Sunday, November 30, 2014

Adventures in Self Publishing - Formatting

A word about formatting - don't.  That is to say, when people format their books for submission to Amazon's KDP or Smashwords or where ever, it becomes more of an issue of un-formatting what is already there.  Starting with simple text makes life so, so much easier.

I've had formatting issues before and went down the rabbit hole of the KDP forums, which invariably suggest opening it in HTML and messing with the CSS code and a bunch of other things that will make things a million times worse.  Just don't.  A simple .doc or .docx file will be better.

The first thing you should keep in mind is that you will lose almost all aesthetic control when publishing for ereaders.  The ereader, the reader software, and the human reading it can adjust the font, the size, all kinds of things.  I know there are some OCD folks that want the words to show up just so, but sorry, it doesn't work that way.

If you intend to do all the fancy layout jazzamatazz for the hard copies, do yourself a favor and start with a clean, simple file in .doc for the ebook.  I use Google Docs and Open Office myself.  Word works, but it can add unnecessary coding.

Have one master file, then separate files if there are changes per venue (one for Amazon, one for Smashwords, one for Lulu, whatever).  Then if you make any changes later, you know which file is the most current.

Do your basic formatting (or unformatting) before your final edit, so you can check for things while you're going through the text anyway.

You may have written in various different files and combined them later.  Even if you use the same program with the same defaults, there always seems to be a difference in style between them.  You want it to be consistent throughout the document, so hit your ctrl-A and make the font and font size the same.

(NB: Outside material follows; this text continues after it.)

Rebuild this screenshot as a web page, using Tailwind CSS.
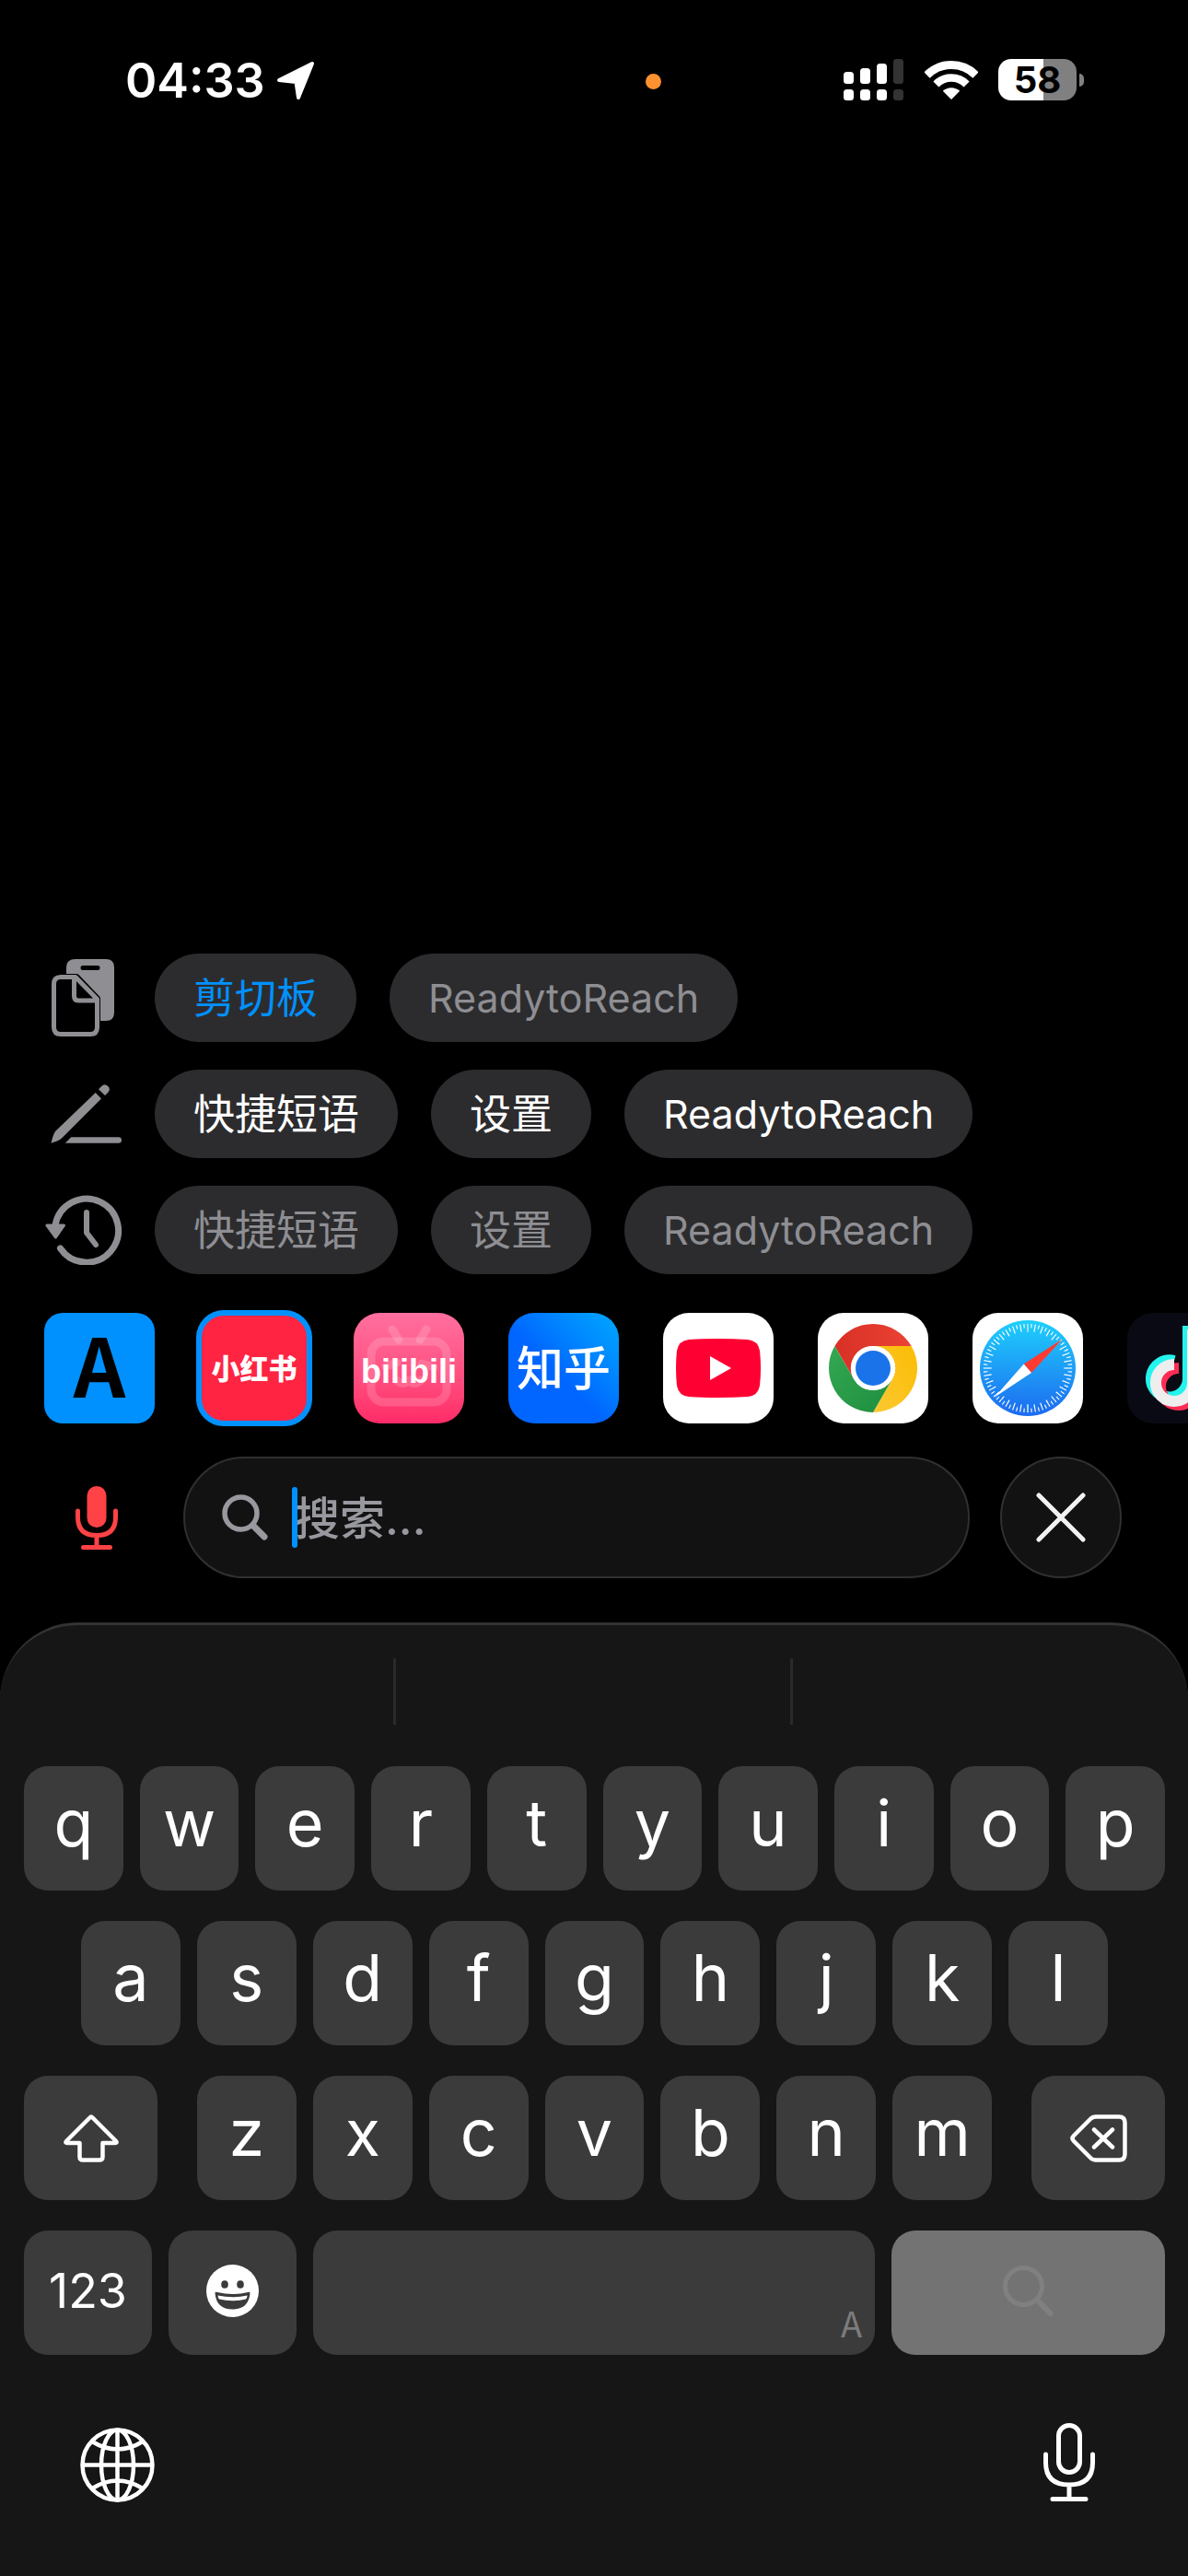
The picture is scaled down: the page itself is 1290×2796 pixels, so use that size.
<!DOCTYPE html>
<html lang="zh-CN">
<head>
<meta charset="utf-8">
<meta name="viewport" content="width=device-width, initial-scale=1">
<title>搜索</title>
<script src="https://cdn.jsdelivr.net/npm/@tailwindcss/browser@4"></script>
</head>
<body class="bg-black text-white font-['Inter','Noto_Sans_CJK_SC',sans-serif]">
<div class="flex min-h-screen flex-col overflow-hidden">

  <!-- Status bar -->
  <header class="flex items-center pt-16 pr-[113px] pl-[136px]">
    <time class="pt-[2px] text-[52px] leading-[41px] font-semibold">04:33</time>
    <svg class="mt-[2px] ml-3 h-[43px] w-[43px]" viewBox="0 0 43 43" fill="#fff" stroke="#fff" stroke-width="4" stroke-linejoin="round"><path d="M3 21 39 3 24 40 21.500 23Z"/></svg>
    <span class="mt-1 mr-[198px] ml-auto size-[17px] rounded-full bg-[#ff9230]"></span>
    <div class="flex items-center">
      <svg class="h-[45px] w-[65px]" viewBox="0 0 65 45" fill="#fff">
        <rect x="0" y="14" width="11" height="13" rx="3.500"/><rect x="18" y="10" width="11" height="17" rx="3.500"/><rect x="36" y="5" width="11" height="22" rx="3.500"/><rect x="54" y="0" width="11" height="27" rx="3.500" fill="#333"/>
        <rect x="0" y="33" width="11" height="12" rx="3.500"/><rect x="18" y="33" width="11" height="12" rx="3.500"/><rect x="36" y="33" width="11" height="12" rx="3.500"/><rect x="54" y="33" width="11" height="12" rx="3.500" fill="#333"/>
      </svg>
      <svg class="ml-[23px] h-[42px] w-[58px]" viewBox="0 0 58 42" fill="none" stroke="#fff"><path stroke-width="9" d="M2.500 15.500A37.500 37.500 0 0 1 55.500 15.500"/><path stroke-width="8.500" d="M12.400 25.400A23.500 23.500 0 0 1 45.600 25.400"/><path fill="#fff" stroke="none" d="M29 42 19.800 32.800A13.700 13.700 0 0 1 38.200 32.800Z"/></svg>
      <div class="ml-[22px] flex h-[45px] w-[85px] items-center justify-center rounded-[14px] bg-linear-to-r from-white from-58% to-[#808080] to-58% text-[40px] leading-none font-bold text-black">58</div>
      <span class="ml-[3px] h-[14px] w-[5px] rounded-r-full bg-[#808080]"></span>
    </div>
  </header>

  <main class="mt-auto flex flex-col">
    <!-- Quick phrase rows -->
    <section class="flex flex-col gap-[30px] text-[45px] leading-none">
      <div class="flex items-center gap-9">
        <div class="flex w-[132px] justify-end pr-2">
          <svg class="h-[84px] w-[68px]" viewBox="0 0 68 84"><path fill="#8e8e93" fill-rule="evenodd" d="M26 0H59Q68 0 68 9V58Q68 67 59 67H25Q16 67 16 58V9Q16 0 26 0ZM34 7Q31.500 7 31.500 9.500T34 12H50Q52.500 12 52.500 9.500T50 7Z"/><g stroke-linejoin="round"><path fill="#000" stroke="#000" stroke-width="7" d="M27 19.500H10Q2.500 19.500 2.500 27V74Q2.500 81.500 10 81.500H42Q49.500 81.500 49.500 74V43Z"/><path fill="none" stroke="#8e8e93" stroke-width="5" d="M26 19.500H10Q2.500 19.500 2.500 27V74Q2.500 81.500 10 81.500H42Q49.500 81.500 49.500 74V43.500ZM24.500 20V40Q24.500 45 29 45H49"/></g></svg>
        </div>
        <button class="h-24 rounded-full bg-[#2c2c2e] px-[42px] text-[#0091ff]">剪切板</button>
        <button class="h-24 rounded-full bg-[#2c2c2e] px-[42px] text-[43px] text-[#8e8e93]">ReadytoReach</button>
      </div>
      <div class="flex items-center gap-9">
        <div class="flex w-[132px] justify-end">
          <svg class="h-[64px] w-[77px]" viewBox="0 0 77 64" fill="#8e8e93"><path d="M.5 63.700 2 58Q3 54 5 51L48.700 9 55 15.500 13 57.500Q10.500 60 7 61.500ZM52 5.300 55.500 1.800Q58.500-1.500 62 1.800T62.500 8.500L59 12ZM15.800 63.700 22.300 57.300H73.500Q77 57.300 77 60.500T73.500 63.700Z"/></svg>
        </div>
        <button class="h-24 rounded-full bg-[#2c2c2e] px-[42px]">快捷短语</button>
        <button class="h-24 rounded-full bg-[#2c2c2e] px-[42px]">设置</button>
        <button class="h-24 rounded-full bg-[#2c2c2e] px-[42px] text-[43px]">ReadytoReach</button>
      </div>
      <div class="flex items-center gap-9 text-[#8e8e93]">
        <div class="flex w-[132px] justify-end">
          <svg class="h-[76px] w-[83px]" viewBox="0 0 83 76" fill="none" stroke="#8e8e93" stroke-width="7" stroke-linecap="round" stroke-linejoin="round"><path d="M11 33A34.500 34.500 0 1 1 16.500 58"/><path stroke-width="6" d="M45 19V41L55 54"/><path fill="#8e8e93" stroke-width="3" d="M2 33H20.500L11.500 46Z"/></svg>
        </div>
        <button class="h-24 rounded-full bg-[#2c2c2e] px-[42px]">快捷短语</button>
        <button class="h-24 rounded-full bg-[#2c2c2e] px-[42px]">设置</button>
        <button class="h-24 rounded-full bg-[#2c2c2e] px-[42px] text-[43px]">ReadytoReach</button>
      </div>
    </section>

    <!-- Search engines -->
    <nav class="mt-[42px] flex h-[120px] items-center gap-12 overflow-visible pl-12 leading-none whitespace-nowrap">
      <a href="#" class="flex size-[120px] shrink-0 items-center justify-center rounded-[20px] bg-[#0091ff] pb-3 font-['Noto_Sans_CJK_SC',sans-serif] text-[88px] font-bold text-black">A</a>
      <a href="#" class="-m-[3px] flex size-[126px] shrink-0 items-center justify-center rounded-[30px] border-6 border-[#0091ff] bg-[#ff2442] text-[31px] font-black">小红书</a>
      <a href="#" aria-label="bilibili" class="grid size-[120px] shrink-0 place-items-center overflow-hidden rounded-[28px] bg-linear-to-b from-[#ff6f9f] to-[#ff2a68]">
        <svg class="size-[120px]" viewBox="0 0 120 120"><g fill="none" stroke="#fff" stroke-opacity=".16" stroke-width="9" stroke-linecap="round" stroke-linejoin="round"><path d="M42 18 49 29M79 18 72 29"/><rect x="19" y="31" width="82" height="66" rx="14"/><path d="M35 58 47 54M74 55 87 59M47 73Q54 80 60 73 66 80 73 73"/></g><text x="60" y="76" text-anchor="middle" fill="#fff" font-family="Liberation Sans, sans-serif" font-size="36" font-weight="700">bilibili</text></svg>
      </a>
      <a href="#" class="flex size-[120px] shrink-0 items-center justify-center rounded-[28px] bg-linear-to-tr from-[#0066ff] from-45% to-[#00a8ff] text-[51px] font-medium">知乎</a>
      <a href="#" aria-label="YouTube" class="size-[120px] shrink-0 rounded-[28px] bg-white">
        <svg class="size-[120px]" viewBox="0 0 120 120"><path fill="#f03" d="M28 29Q60 27 92 29 103 30 105 41 107 60 105 79 103 90 92 91 60 93 28 91 17 90 15 79 13 60 15 41 17 30 28 29Z"/><path fill="#fff" d="M51 47 74 60 51 73Z"/></svg>
      </a>
      <a href="#" aria-label="Chrome" class="size-[120px] shrink-0 rounded-[28px] bg-white">
        <svg class="size-[120px]" viewBox="0 0 120 120">
          <defs><linearGradient id="cr"><stop stop-color="#d93025"/><stop offset="1" stop-color="#ea4335"/></linearGradient><linearGradient id="cy" x1="0" y1="1" x2="1" y2="0"><stop stop-color="#fcc934"/><stop offset="1" stop-color="#fbbc04"/></linearGradient><linearGradient id="cg" x1="1" y1="1" x2="0" y2="0"><stop stop-color="#1e8e3e"/><stop offset="1" stop-color="#34a853"/></linearGradient></defs>
          <path fill="url(#cr)" d="M18.430 36A48 48 0 0 1 101.570 36H60A24 24 0 0 0 39.200 72Z"/><path fill="url(#cy)" d="M101.570 36A48 48 0 0 1 60 108L80.800 72A24 24 0 0 0 60 36Z"/><path fill="url(#cg)" d="M60 108A48 48 0 0 1 18.430 36L39.200 72A24 24 0 0 0 80.800 72Z"/><circle cx="60" cy="60" r="24" fill="#fff"/><circle cx="60" cy="60" r="19" fill="#1a73e8"/></svg>
      </a>
      <a href="#" aria-label="Safari" class="size-[120px] shrink-0 rounded-[28px] bg-white">
        <svg class="size-[120px]" viewBox="0 0 120 120">
          <defs><linearGradient id="sf" x2="0" y2="1"><stop stop-color="#1ed0fc"/><stop offset="1" stop-color="#1d6af0"/></linearGradient></defs>
          <circle cx="60" cy="60" r="52" fill="url(#sf)"/>
          <g fill="none" stroke="#fff"><circle cx="60" cy="60" r="46" stroke-width="4.500" pathLength="72" stroke-dasharray=".28 .72" stroke-dashoffset=".14"/><circle cx="60" cy="60" r="42" stroke-width="4" pathLength="36" stroke-dasharray=".16 .84" stroke-dashoffset=".08"/></g>
          <path fill="#9edcff" fill-opacity=".75" d="M59 12h2v9h-2zM59 99h2v9h-2zM12 59v2h9v-2zM99 59v2h9v-2z"/>
          <path fill="#ff3b30" d="M97.500 28.500 55.700 55.500 64 65Z"/><path fill="#fff" d="M24 91.500 55.700 55.500 64 65Z"/></svg>
      </a>
      <a href="#" aria-label="抖音" class="size-[120px] shrink-0 rounded-[28px] bg-[#0a0a14]">
        <svg class="size-[120px]" viewBox="0 0 120 120" fill="none" stroke-width="12"><path stroke="#25f4ee" d="M51 52A20 20 0 1 0 66 72V14"/><path stroke="#fe2c55" d="M56 60A20 20 0 1 0 76 80V22Q80 38 96 40"/><path stroke="#eee" d="M51 56A20 20 0 1 0 71 76V18Q75 34 92 36"/></svg>
      </a>
    </nav>

    <!-- Search field -->
    <form class="mt-9 flex items-center pr-[72px] pl-[82px]">
      <button type="button" aria-label="语音" class="mr-[71px]">
        <svg class="h-[69px] w-[46px]" viewBox="0 0 46 69" fill="none" stroke="#ff4245" stroke-width="5" stroke-linecap="round"><rect x="12.500" y="0" width="21" height="45" rx="10.500" fill="#ff4245" stroke="none"/><path d="M2.500 27V34Q2.500 53.500 23 53.500T43.500 34V27M23 54V66M8.500 66.500H37.500"/></svg>
      </button>
      <label class="relative flex h-[132px] min-w-0 flex-1 items-center rounded-full border-2 border-[#303030] bg-[#121212] pl-10">
        <svg class="h-[50px] w-[50px] shrink-0" viewBox="0 0 50 50" fill="none" stroke="#98989f" stroke-linecap="round"><circle cx="20.500" cy="20.500" r="17.500" stroke-width="5.500"/><path stroke-width="7" d="M34 34 46 46"/></svg>
        <input type="text" aria-label="搜索" placeholder="搜索..." class="ml-[29px] min-w-0 flex-1 bg-transparent pt-1 text-[49px] leading-[66px] font-medium outline-none placeholder:text-[#98989f]">
        <span class="absolute left-[116px] h-[66px] w-[6px] rounded-full bg-[#0091ff]"></span>
      </label>
      <button type="button" aria-label="关闭" class="ml-[33px] flex size-[132px] items-center justify-center rounded-full border-2 border-[#303030] bg-[#121212]">
        <svg class="size-[54px]" viewBox="0 0 54 54" stroke="#f2f2f2" stroke-width="5" stroke-linecap="round"><path d="M3 3 51 51M51 3 3 51"/></svg>
      </button>
    </form>

    <!-- Keyboard -->
    <section class="mt-12 rounded-t-[84px] border-t-3 border-[#333] bg-[#161616] pr-[25px] pl-[26px] text-[70px] leading-none">
      <div class="grid grid-cols-3 pt-9 pb-[45px]">
        <span class="h-[72px]"></span>
        <span class="-mr-[9px] -ml-3 h-[72px] border-x-3 border-[#2a2a2a]"></span>
        <span class="h-[72px]"></span>
      </div>
      <div class="flex flex-col gap-[33px]">
        <div class="flex gap-[18px]">
          <button class="h-[135px] flex-1 rounded-[26px] bg-[#3b3b3b] pb-3">q</button>
          <button class="h-[135px] flex-1 rounded-[26px] bg-[#3b3b3b] pb-3">w</button>
          <button class="h-[135px] flex-1 rounded-[26px] bg-[#3b3b3b] pb-3">e</button>
          <button class="h-[135px] flex-1 rounded-[26px] bg-[#3b3b3b] pb-3">r</button>
          <button class="h-[135px] flex-1 rounded-[26px] bg-[#3b3b3b] pb-3">t</button>
          <button class="h-[135px] flex-1 rounded-[26px] bg-[#3b3b3b] pb-3">y</button>
          <button class="h-[135px] flex-1 rounded-[26px] bg-[#3b3b3b] pb-3">u</button>
          <button class="h-[135px] flex-1 rounded-[26px] bg-[#3b3b3b] pb-3">i</button>
          <button class="h-[135px] flex-1 rounded-[26px] bg-[#3b3b3b] pb-3">o</button>
          <button class="h-[135px] flex-1 rounded-[26px] bg-[#3b3b3b] pb-3">p</button>
        </div>
        <div class="flex gap-[18px] px-[62px]">
          <button class="h-[135px] flex-1 rounded-[26px] bg-[#3b3b3b] pb-3">a</button>
          <button class="h-[135px] flex-1 rounded-[26px] bg-[#3b3b3b] pb-3">s</button>
          <button class="h-[135px] flex-1 rounded-[26px] bg-[#3b3b3b] pb-3">d</button>
          <button class="h-[135px] flex-1 rounded-[26px] bg-[#3b3b3b] pb-3">f</button>
          <button class="h-[135px] flex-1 rounded-[26px] bg-[#3b3b3b] pb-3">g</button>
          <button class="h-[135px] flex-1 rounded-[26px] bg-[#3b3b3b] pb-3">h</button>
          <button class="h-[135px] flex-1 rounded-[26px] bg-[#3b3b3b] pb-3">j</button>
          <button class="h-[135px] flex-1 rounded-[26px] bg-[#3b3b3b] pb-3">k</button>
          <button class="h-[135px] flex-1 rounded-[26px] bg-[#3b3b3b] pb-3">l</button>
        </div>
        <div class="flex gap-[43px]">
          <button aria-label="Shift" class="flex h-[135px] w-[145px] items-center justify-center rounded-[26px] bg-[#3b3b3b]">
            <svg class="h-[52px] w-[60px]" viewBox="0 0 60 52" fill="none" stroke="#fff" stroke-width="4.500" stroke-linejoin="round"><path d="M28.500 3.500Q30 2 31.500 3.500L57 29Q58.500 31 56 31H42.500V46Q42.500 49.500 39 49.500H21Q17.500 49.500 17.500 46V31H4Q1.500 31 3 29Z"/></svg>
          </button>
          <div class="flex flex-1 gap-[18px]">
            <button class="h-[135px] flex-1 rounded-[26px] bg-[#3b3b3b] pb-3">z</button>
            <button class="h-[135px] flex-1 rounded-[26px] bg-[#3b3b3b] pb-3">x</button>
            <button class="h-[135px] flex-1 rounded-[26px] bg-[#3b3b3b] pb-3">c</button>
            <button class="h-[135px] flex-1 rounded-[26px] bg-[#3b3b3b] pb-3">v</button>
            <button class="h-[135px] flex-1 rounded-[26px] bg-[#3b3b3b] pb-3">b</button>
            <button class="h-[135px] flex-1 rounded-[26px] bg-[#3b3b3b] pb-3">n</button>
            <button class="h-[135px] flex-1 rounded-[26px] bg-[#3b3b3b] pb-3">m</button>
          </div>
          <button aria-label="删除" class="flex h-[135px] w-[145px] items-center justify-center rounded-[26px] bg-[#3b3b3b]">
            <svg class="h-[52px] w-[62px]" viewBox="0 0 62 52" fill="none" stroke="#fff" stroke-width="4.500" stroke-linecap="round" stroke-linejoin="round"><path d="M28 2.500H53Q59.500 2.500 59.500 9V43Q59.500 49.500 53 49.500H28Q24.500 49.500 22 47L4 29Q1 26 4 23L22 5Q24.500 2.500 28 2.500ZM26 16.500 46 35.500M46 16.500 26 35.500"/></svg>
          </button>
        </div>
        <div class="flex gap-[18px]">
          <button class="h-[135px] w-[139px] rounded-[26px] bg-[#3b3b3b] pb-1 text-[52px]">123</button>
          <button aria-label="表情" class="flex h-[135px] w-[139px] items-center justify-center rounded-[26px] bg-[#3b3b3b] pb-1">
            <svg class="size-[57px]" viewBox="0 0 57 57"><circle cx="28.500" cy="28.500" r="28.500" fill="#fff"/><g fill="#3b3b3b"><ellipse cx="20" cy="21.500" rx="3.800" ry="4.300"/><ellipse cx="37" cy="21.500" rx="3.800" ry="4.300"/><path d="M9.500 31Q9.500 29 12 30 28.500 34 45 30 47.500 29 47.500 31 46 48.500 28.500 48.500T9.500 31Z"/></g><path fill="#fff" d="M12.500 33.500Q28.500 37 44.500 33.500 44.500 36 43 37.500 28.500 41 14 37.500 12.500 36 12.500 33.500Z"/></svg>
          </button>
          <button aria-label="空格" class="flex h-[135px] flex-1 items-end justify-end rounded-[26px] bg-[#3b3b3b] pr-[14px] pb-4 font-['Noto_Sans_CJK_SC',sans-serif] text-[38px] text-[#7c7c7c]">A</button>
          <button aria-label="搜索" class="flex h-[135px] w-[297px] items-center justify-center rounded-[26px] bg-[#737373] pb-1">
            <svg class="size-[55px]" viewBox="0 0 55 55" fill="none" stroke="#808080" stroke-linecap="round"><circle cx="22.500" cy="22.500" r="20" stroke-width="5"/><path stroke-width="6" d="M37 37 51.500 52"/></svg>
          </button>
        </div>
      </div>
      <div class="flex items-center justify-between px-[61px] pt-[74px] pb-20">
        <button aria-label="切换键盘">
          <svg class="mt-1 size-[81px]" viewBox="0 0 81 81" fill="none" stroke="#fff" stroke-width="4.500"><circle cx="40.500" cy="40.500" r="38"/><ellipse cx="40.500" cy="40.500" rx="17.500" ry="38"/><path d="M40.500 2V79M2 40.500H79M13 15Q40.500 32 68 15M13 66Q40.500 49 68 66"/></svg>
        </button>
        <button aria-label="听写" class="mr-[14px]">
          <svg class="h-[86px] w-[57px]" viewBox="0 0 57 86" fill="none" stroke="#fff" stroke-width="5" stroke-linecap="round"><rect x="16.500" y="2.500" width="23" height="51" rx="11.500"/><path d="M2.500 34V43Q2.500 67 28 67T53.500 43V34M28 67V81M10 82.500H46"/></svg>
        </button>
      </div>
    </section>
  </main>
</div>
</body>
</html>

You'll want to left justify or align.  Justifying on both sides doesn't look good on ereaders.  You can center, but since the margins are so narrow, unless the text is very short, you might not be able to tell.

Here is the biggest mistake I see (and made) - never, never, never use tab to indent.  If you have already used tab, or even if you haven't, go through and delete all of them.  Look here for tips on that.  What happens is that ereaders read tabs as distinct from indention, and some ereaders set their own indention.  So what happens is you get double or triple indention randomly through the text.  After your tabs are gone, hit ctrl A, then go to paragraph styles and set the indent option for "First line" between .25 to .33.

On a similar note, don't try to use double indents for a block quote or something similar.  With the margins so narrow, you end up pushing all the text to one side and get maybe one word per line.  A lot of poets hate ereaders for this reason.

There are a couple of things that are particular to ebooks.  Many authors put an extra line between paragraphs, kind of like I'm doing here.  Also, make use of the page break at the ends of sections or chapters, which is usually ctrl enter.  In ereaders, this ends one section and you have to turn the page for the next, regardless of how long the text is.

Basic stuff like bold, italics, and underline is fine.  While you can't control font size, you can usually control relative size, so you can have chapter headings larger if you want.

If you start out with a pretty clean copy, you shouldn't have any issue just uploading the .doc file.  Smashwords has what they call the "meatgrinder", which takes your word file and spits it out into multiple formats, and it's a bit more particular with extra formatting.  Even if you strip it out, often the code lingers.  This is when you go nuclear.

If all else fails, there the nuclear option to strip out your formatting.  Copy (ctrl c) all the text, and paste it into something like Notepad or Wordpad.  Save that as a .txt file, close it, reopen it, then copy and paste it back to where you want to proof it (Google Docs, Word, Open Office).  This will strip all the formatting, even the stuff you wanted to keep, so you'll need to go through and add your page breaks, bolds, etc.  If you're starting out with a heavily formatted proof copy, you might want to start with this step and add your formatting back in while you proofread.

Above all, there is no reason to pay anybody to do this.  If you create and/or proof in an ebook friendly format, you don't even have to spend any extra time formatting.  And frankly, you'll probably do a better job than the "professionals".  These days, most authors will have an ecopy of their book, but there are services that will take a paperback, OCR the text, format it, and give it to you to submit.  I'm sure some of these are good services, but as a reader I've seen some turkeys.  When every letter I turns into a ! for two chapters, this is profound sloppiness on their part to not even do a basic spell check.

In summary, start with a stripped down version with minimal formatting, get rid of tabs and indent with paragraph styles, do it yourself.

1 comment:

  1. Great advice. I've recently published my 12th work, and I can agree with everything you've stated. Less really is more, especially when you realize that making it look "fancy" often means it'll just get wrecked by the person's e-reader. I keep font sizes the same for everything except the title, I only use bold and italics, And I use first-line indents instead of tabs. If your book is interesting and captures the attention of the reader, any more formatting is completely unnecessary.